Resta ancora profondamente incerto il destino di Salvatore Girone e Massimiliano Latorre. Il ministro dell’Interno, secondo quanto riportato dalla stampa indiana, avrebbe autorizzato la National Intelligence Agency (Nia), il corpo speciale di polizia che ha condotto l’inchiesta, a incriminare i due marò secondo la legge antipirateria. Se questo avvenisse, i nostri fucilieri rischierebbero la pena di morte.
A riferire le ultime novità è l’Indian Times, che cita una fonte anonima della Nia. L’accusa sarebbe costretta a servirsi della Sua Act perché è “l’unica che può invocare per avere la giurisdizione sul caso“. L’incidente, infatti, si è verificato in acque internazionali. “La nostra indagine è completa“, avrebbe anche aggiunto la fonte. Dopo il via libera del ministero, gli investigatori aspetterebbero solo il pronunciamento della Corte Suprema sul ricorso dell’Italia per incriminare i due militari italiani.
Le rivelazioni dell’Indian Times, però, non preoccupano l’inviato italiano per il caso dei dei marò, Staffan De Mistura: “La Nia ci ha abituati in passato alle voci che fa filtrare tramite la stampa indiana in modo da mettere pressione sulla Corte Suprema e sulla magistratura indiana. Noi abbiamo imparato a non dare peso alle indiscrezioni di stampa, sia positive che negative, ma ci atteniamo solo a quello che dice la Corte. Non abbiamo alcun riscontro di questa cosa uscita su un giornale indiano“.
Intanto la Corte Suprema ha chiesto al governo di accelerare i tempi e di trovare una soluzione entro quindici giorni. Occorre “riconciliare il conflitto di opinione all’interno dell’amministrazione” hanno fatto sapere i giudici, rinviando l’udienza al 3 febbraio.

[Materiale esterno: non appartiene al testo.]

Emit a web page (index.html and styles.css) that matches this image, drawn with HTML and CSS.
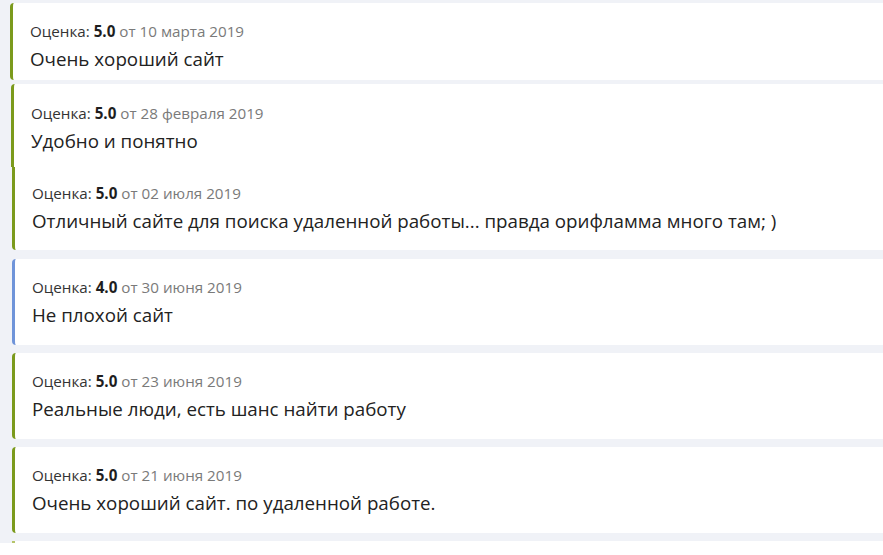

“Se dopo due anni ancora non si è stati in grado di determinare un capo d’accusa, è evidente che i principi di giustizia sono stati violati“. Lo ha detto il ministro degli Esteri Bonino ai giornalisti prima di prendere parte a una riunione del Consiglio Europeo a Bruxelles. “Tutte le opzioni per rispondere alle eventuali decisioni dell’India sui due marò ancora in attesa di un giudizio sono sul tappeto, e sicuramente anche quelle di pertinenza più specifica dell’Unione europea“. Ha rassicurato sull’impegno del governo anche il ministro della Difesa Mauro, ribadendo la “forte pressione” esercitata sul caso dalla nostra diplomazia.
A stupire, in ogni caso, è il ritardo con cui l’Italia si è mossa per affrontare la vicenda, scoppiata nel 2012 durante il governo Monti. Un ritardo che ora Girone e Latorre rischiano di pagare caro. Assolvere e rispedire in patria i due militari significherebbe, dopo due anni di tira e molla, ammettere di aver sbagliato: difficile che l’India si esponga davanti al mondo a una figuraccia di tale portata. Possibile, invece, che si arrivi a un compromesso: una condanna a otto-dieci anni di carcere, per esempio, da presentare all’opinione pubblica come un successo della nostra diplomazia, da una parte, e il trionfo della giustizia, dall’altra.